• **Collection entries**
++++
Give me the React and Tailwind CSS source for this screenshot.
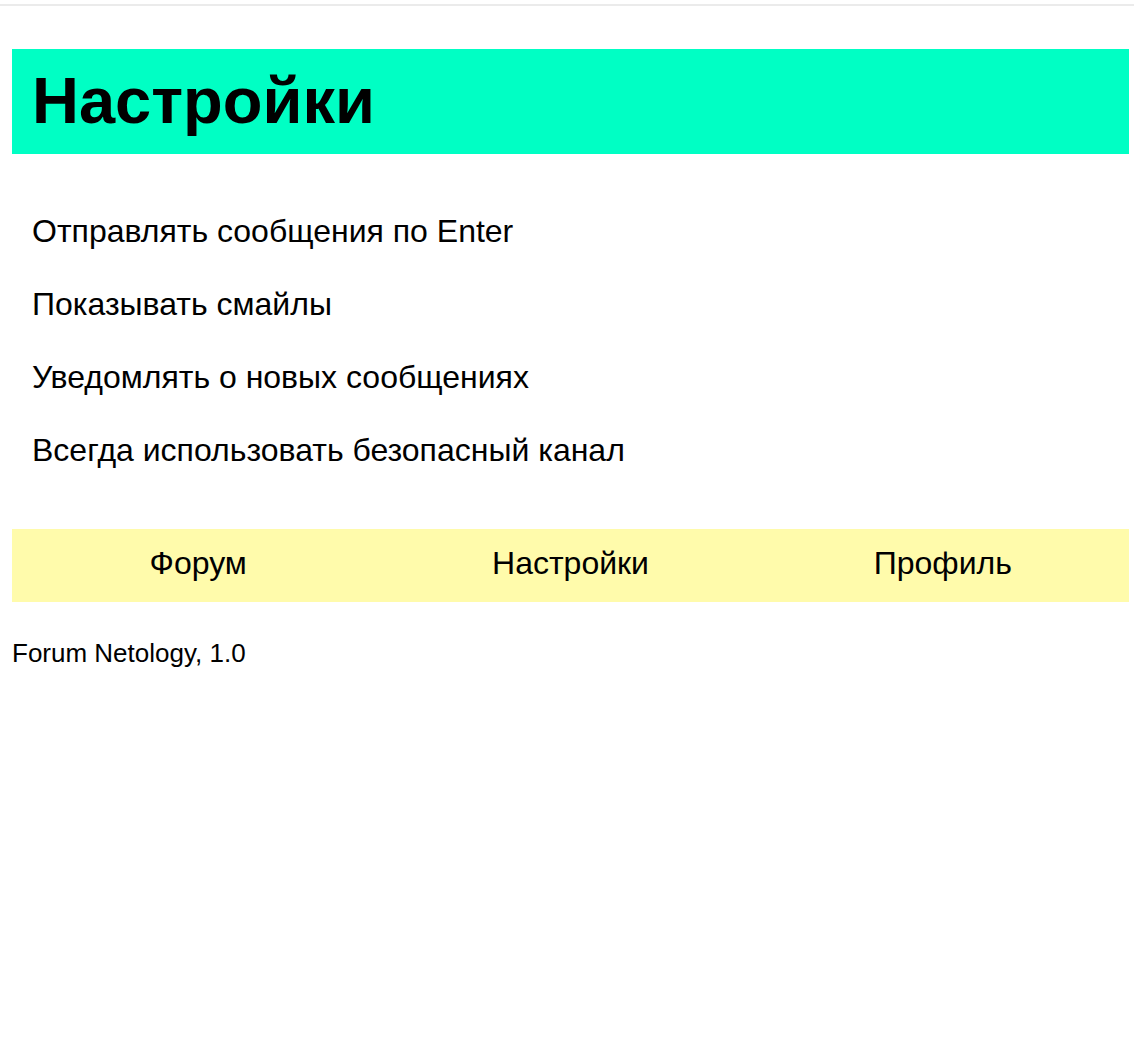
const settings = [
  'Отправлять сообщения по Enter',
  'Показывать смайлы',
  'Уведомлять о новых сообщениях',
  'Всегда использовать безопасный канал',
];

const links = ['Форум', 'Настройки', 'Профиль'];

export default function App() {
  return (
    <div className="min-h-screen bg-white pt-1 font-['Liberation_Sans',Arial,sans-serif] text-[32px] leading-[37px] text-black">
      <div className="border-t-2 border-[#ebebeb] pt-[43px] pr-[5px] pl-3">
        <header className="bg-[#00ffc4] px-5 pt-[15px] pb-4">
          <h1 className="text-[65px] leading-[74px] font-bold">Настройки</h1>
        </header>
        <main className="px-5 pt-[59px] pb-[60px]">
          <ul className="flex flex-col gap-9">
            {settings.map((text) => (
              <li key={text}>{text}</li>
            ))}
          </ul>
        </main>
        <nav className="grid grid-cols-3 bg-[#fffbab] pt-4 pb-5 text-center">
          {links.map((text) => (
            <a key={text} href="#">
              {text}
            </a>
          ))}
        </nav>
        <footer className="pt-9 text-[26px] leading-[30px]">Forum Netology, 1.0</footer>
      </div>
    </div>
  );
}
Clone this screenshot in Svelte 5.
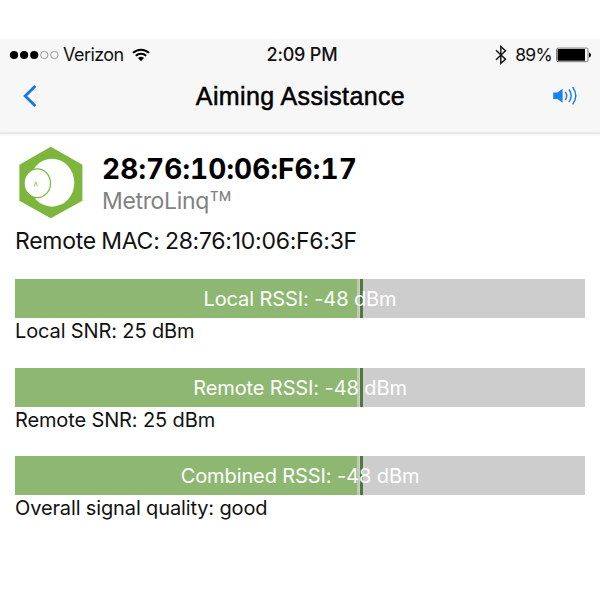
<script>
	const carrier = "Verizon";
	const battery = 89;
	const device = { mac: "28:76:10:06:F6:17", model: "MetroLinq" };
	const remoteMac = "28:76:10:06:F6:3F";

	const signals = [
		{ label: "Local RSSI: -48 dBm", note: "Local SNR: 25 dBm", level: 60, peak: 60.45 },
		{ label: "Remote RSSI: -48 dBm", note: "Remote SNR: 25 dBm", level: 60, peak: 60.45 },
		{ label: "Combined RSSI: -48 dBm", note: "Overall signal quality: good", level: 60, peak: 60.45 },
	];

	let sound = $state(true);
</script>

<div class="screen">
	<header>
		<div class="status">
			<div class="network">
				<svg width="50" height="10" viewBox="0 0 50 10">
					{#each [0, 1, 2, 3, 4] as i}
						<circle
							class:empty={i > 2}
							cx={5 + i * 10.1}
							cy="5"
							r={i > 2 ? 3.7 : 4.1}
						/>
					{/each}
				</svg>
				<span class="carrier">{carrier}</span>
				<svg class="wifi" width="18" height="14" viewBox="0 0 18 14">
					<path d="M1 4.9a11.5 11.5 0 0 1 16 0M3.8 7.8a7.4 7.4 0 0 1 10.4 0" />
					<path class="solid" d="M6 10.1a4.3 4.3 0 0 1 6 0L9 13.2z" />
				</svg>
			</div>
			<span class="time">2:09 PM</span>
			<div class="power">
				<svg class="bluetooth" width="12" height="20" viewBox="0 0 12 20">
					<path d="M1 5.3l9.5 9L5.8 18.4V1.6l4.7 4.1L1 14.7" />
				</svg>
				<span class="percent">{battery}%</span>
				<svg width="35" height="16" viewBox="0 0 35 16">
					<rect class="case" x=".6" y="1.1" width="31.4" height="13.6" rx="1.5" />
					<rect x="1.6" y="2.1" width={0.308 * battery} height="11.6" rx=".5" />
					<path d="M33 5.5q2 .5 2 2.5t-2 2.5z" />
				</svg>
			</div>
		</div>
		<nav>
			<button class="back" aria-label="Back">
				<svg width="14" height="22" viewBox="0 0 14 22">
					<path d="M12.3 1L2.2 11l10.1 10" />
				</svg>
			</button>
			<h1>Aiming Assistance</h1>
			<button class="sound" aria-label="Sound" onclick={() => (sound = !sound)}>
				<svg width="25" height="20" viewBox="0 0 25 20">
					<path class="speaker" d="M.2 6.4h4.2L9.6 2.7v14.1l-5.2-3.7H.2z" />
					{#if sound}
						<path d="M12.3 5.8q2.8 4 0 8M16 3.5q4.4 6.3 0 12.6M19.7 1.2q6.2 8.6 0 17.2" />
					{/if}
				</svg>
			</button>
		</nav>
	</header>

	<main>
		<div class="device">
			<svg width="64" height="73" viewBox="0 0 64 73">
				<path class="hex" d="M31.8.8l31.6 18v36L31.8 72.2.4 54.8v-36z" />
				<ellipse class="dish" cx="33" cy="36.7" rx="22.3" ry="24" />
				<ellipse class="feed" cx="18.3" cy="37.2" rx="13.2" ry="14.4" />
				<path class="mark" d="M15.3 40.4l1-3.6q.5-1.6 1.1 0l1 3.6" />
			</svg>
			<div>
				<h2>{device.mac}</h2>
				<p class="model">{device.model}<span>™</span></p>
			</div>
		</div>
		<p class="remote">Remote MAC: {remoteMac}</p>
		{#each signals as signal}
			<section>
				<div class="bar">
					<div class="fill" style="width: {signal.level}%"></div>
					<div class="peak" style="left: {signal.peak}%"></div>
					<span>{signal.label}</span>
				</div>
				<p class="note">{signal.note}</p>
			</section>
		{/each}
	</main>
</div>

<style>
	:global(body) {
		margin: 0;
		background: #fff;
	}
	.screen {
		width: 600px;
		height: 600px;
		box-sizing: border-box;
		padding-top: 39px;
		overflow: hidden;
		font-family: Inter, "Liberation Sans", sans-serif;
		color: #111;
	}
	h1,
	h2,
	p {
		margin: 0;
		white-space: nowrap;
	}
	svg {
		display: block;
		flex: none;
	}
	header {
		height: 93px;
		background: #f7f7f7;
		border-bottom: 2px solid #eaeaea;
		box-shadow: 0 1px 2px #f2f2f2;
	}
	.status {
		display: grid;
		grid-template-columns: 1fr auto 1fr;
		align-items: center;
		height: 31px;
		padding: 0 9px;
		font-size: 18px;
	}
	.network,
	.power {
		display: flex;
		align-items: center;
	}
	.power {
		justify-content: flex-end;
	}
	.empty {
		fill: none;
		stroke: #777;
		stroke-width: 0.7;
	}
	.carrier {
		margin-left: 4px;
		letter-spacing: -0.55px;
	}
	.wifi {
		margin-left: 8px;
		fill: none;
		stroke: #000;
		stroke-width: 2;
	}
	.solid {
		fill: #000;
		stroke: none;
	}
	.time {
		padding-left: 4px;
		font-weight: 500;
		letter-spacing: -0.2px;
	}
	.bluetooth {
		fill: none;
		stroke: #111;
		stroke-width: 1.4;
	}
	.percent {
		margin: 0 4px 0 8px;
		font-size: 17.5px;
		letter-spacing: -0.7px;
	}
	.case {
		fill: #fff;
		stroke: #555;
		stroke-width: 0.8;
	}
	nav {
		display: grid;
		grid-template-columns: 1fr auto 1fr;
		align-items: center;
		height: 52px;
		padding: 0 22px 0 23px;
	}
	button {
		padding: 0;
		border: 0;
		background: none;
		fill: none;
		stroke: #1577e6;
	}
	.back {
		stroke-width: 2.8;
	}
	.sound {
		justify-self: end;
		stroke-width: 1.4;
	}
	.speaker {
		fill: #1680f5;
		stroke: none;
	}
	h1 {
		font: 400 25px "Liberation Sans", sans-serif;
		letter-spacing: 0.38px;
		color: #000;
		-webkit-text-stroke: 0.5px #000;
	}
	main {
		padding: 12px 15px 0;
	}
	.device {
		display: flex;
		gap: 19px;
		padding-left: 4px;
	}
	.hex {
		fill: #7cb63d;
	}
	.dish {
		fill: #fff;
	}
	.feed {
		fill: #fff;
		stroke: #7cb63d;
		stroke-width: 1.2;
	}
	.mark {
		fill: none;
		stroke: #7cb63d;
		stroke-width: 0.8;
	}
	h2 {
		margin-top: 6px;
		font-size: 28px;
		font-weight: 700;
		font-variant-numeric: tabular-nums;
		line-height: 34px;
		letter-spacing: 0.1px;
		color: #000;
	}
	.model {
		font-size: 23px;
		line-height: 30px;
		letter-spacing: -0.35px;
		color: #828282;
	}
	.model span {
		font-size: 38px;
		font-weight: 300;
		line-height: 0;
		vertical-align: -10px;
	}
	.remote {
		margin-top: 6px;
		padding-top: 1px;
		font-size: 23px;
		line-height: 30px;
		letter-spacing: -0.27px;
		word-spacing: -0.8px;
	}
	section {
		height: 88.5px;
	}
	.remote + section {
		margin-top: 23.4px;
	}
	.bar {
		position: relative;
		display: flex;
		justify-content: center;
		height: 39px;
		background: #cdcdcd;
	}
	.fill {
		position: absolute;
		left: 0;
		top: 0;
		bottom: 0;
		background: #8eb871;
		border-right: 2px solid #bccbb0;
	}
	.peak {
		position: absolute;
		top: 0;
		bottom: 0;
		width: 3px;
		background: #507a37;
	}
	.bar span {
		position: relative;
		font-size: 20px;
		line-height: 41px;
		letter-spacing: -0.1px;
		color: #fff;
	}
	.note {
		font-size: 20px;
		line-height: 27px;
		letter-spacing: -0.13px;
	}
</style>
++++
• **AIM OF THE TASK**
Reproduce only the lines from the beginning of the data through the line that contains "const links = ['Форум', 'Настройки', 'Профиль'];", both included, and please drop the pictures.

• **FULL SOLUTION**
Give me the React and Tailwind CSS source for this screenshot.
const settings = [
  'Отправлять сообщения по Enter',
  'Показывать смайлы',
  'Уведомлять о новых сообщениях',
  'Всегда использовать безопасный канал',
];

const links = ['Форум', 'Настройки', 'Профиль'];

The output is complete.